Si el centro comercial moderno –sustituto de la plaza pública que creó el capitalismo del siglo XX– trata de imitar una ciudad con todos sus servicios, el primer reino de México es un centro comercial con inquilinos de alta gama incluidos –“comunidad”, le gusta decir a su creador– disfrazado de pueblito mediterráneo. Mientras uno se interna en sus callejuelas tiene la sensación de estar en la película The Truman Show, en la que un hombre vive en un lugar artificial, controlado hasta el último centímetro para que crea, en todo momento, que está viviendo una experiencia “real”. Por esta razón Adolfo Blanca se enorgullece del estricto reglamento que debe cumplir el habitante del reino para no echar abajo la fantasía.
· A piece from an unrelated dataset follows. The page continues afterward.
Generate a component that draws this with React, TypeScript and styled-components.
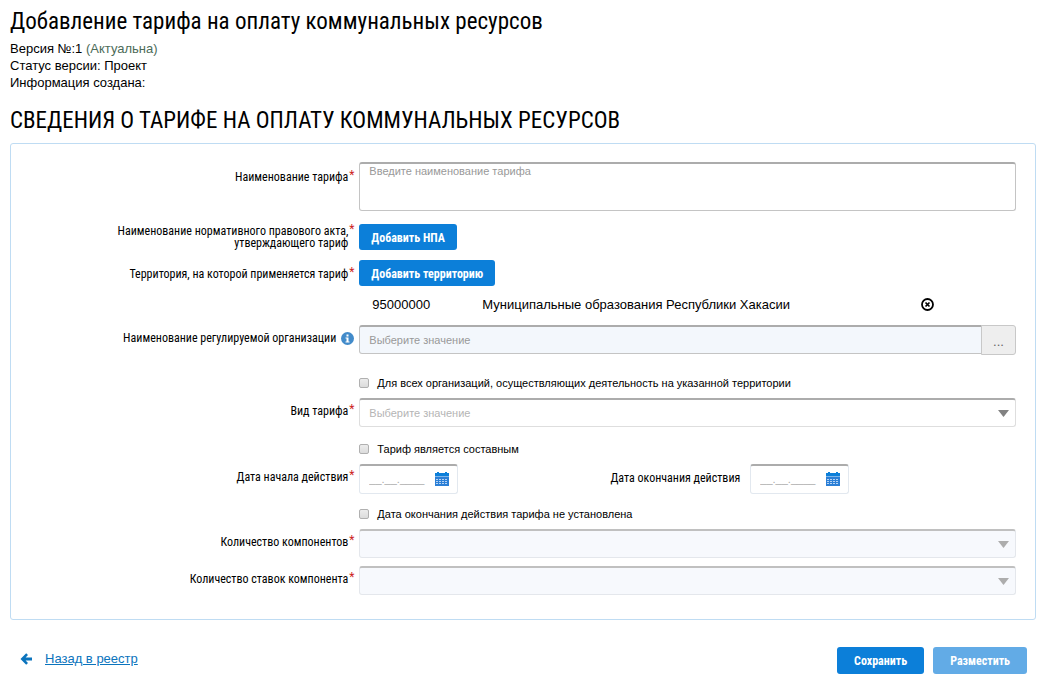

Imagine, curioso lector, que a un valquiriano se le ocurra poner, en el balcón medieval de su casa, una bandera del América para festejar el triunfo de su equipo. Como en el cuento de Cenicienta, el entero desarrollo inmobiliario, orgullo de Tlaxcala, se convertiría en calabaza y los bellos habitantes en vulgares ratones mexicanos. A pesar del celo histórico con el que los valquirianos protegen sus bienes arquitectónicos de 10 años de antigüedad, hay pequeñas inconsistencias que, quizá, generen alguna duda a algún visitante al reino o, acaso, un déjà vu del mundo que intenta dejar atrás, pues lo mismo puede encontrar un restaurante de comida argentina o uno de comida española, lugares un poco lejanos a la Toscana que se intenta clonar. Lo único excluido, por supuesto, es la comida mexicana. Para eso está Tlaxcala.
Val’Quirico rompe con el modelo de turismo tradicional. Nos quejamos de que muchas ciudades del país son asediadas por la gentrificación para solaz del visitante que quiere relajarse en México sin México y los mexicanos. El primer reino de nuestro país no tiene que lidiar con ese señalamiento, pues gentrificó una hacienda abandonada –Santa Águeda– que no prosperó por la falta de poder visionario de sus antiguos dueños. No hay ambulantes ni la polémica música de banda. Parecería que, cuando la gentrificación no tiene nada de qué alimentarse, sólo le queda asentar sus reales, enraizarse en su utopía y vender sus bondades para quien pueda comprarlas.
El experimento ha tenido tanto éxito que Val’Quirico, como todo reino de hadas predestinado a la buena fortuna, ha creado su propia leyenda. Según su fundador no sólo es visitado por miles de personas de la zona centro del país sino también del norte y del extranjero. Incluso, menciona, los valquiricofans de muy lejos llegan directamente al aeropuerto de Puebla –Tlaxcala no tiene aeropuerto– y, desde ahí, se transportan sin escalas al paradisiaco enclave medieval de lujo. Quizá la única experiencia mexicana que tenga un visitante extranjero sea la vista de los puestos de comida a lo largo del estrecho camino que conduce a su destino.
Imagino a la gente del futuro, en una distopía en la que los archivos históricos hayan desaparecido con gran parte de la cultura nacional. En un año muy lejano un guía de turistas llegará a las ruinas de Val’Quirico, les mostrará a los asombrados visitantes la placa de fundación –año 2014 d.C.– y procederá a enseñarles los restos del lugar para que conozcan cómo vivían los auténticos mexicanos.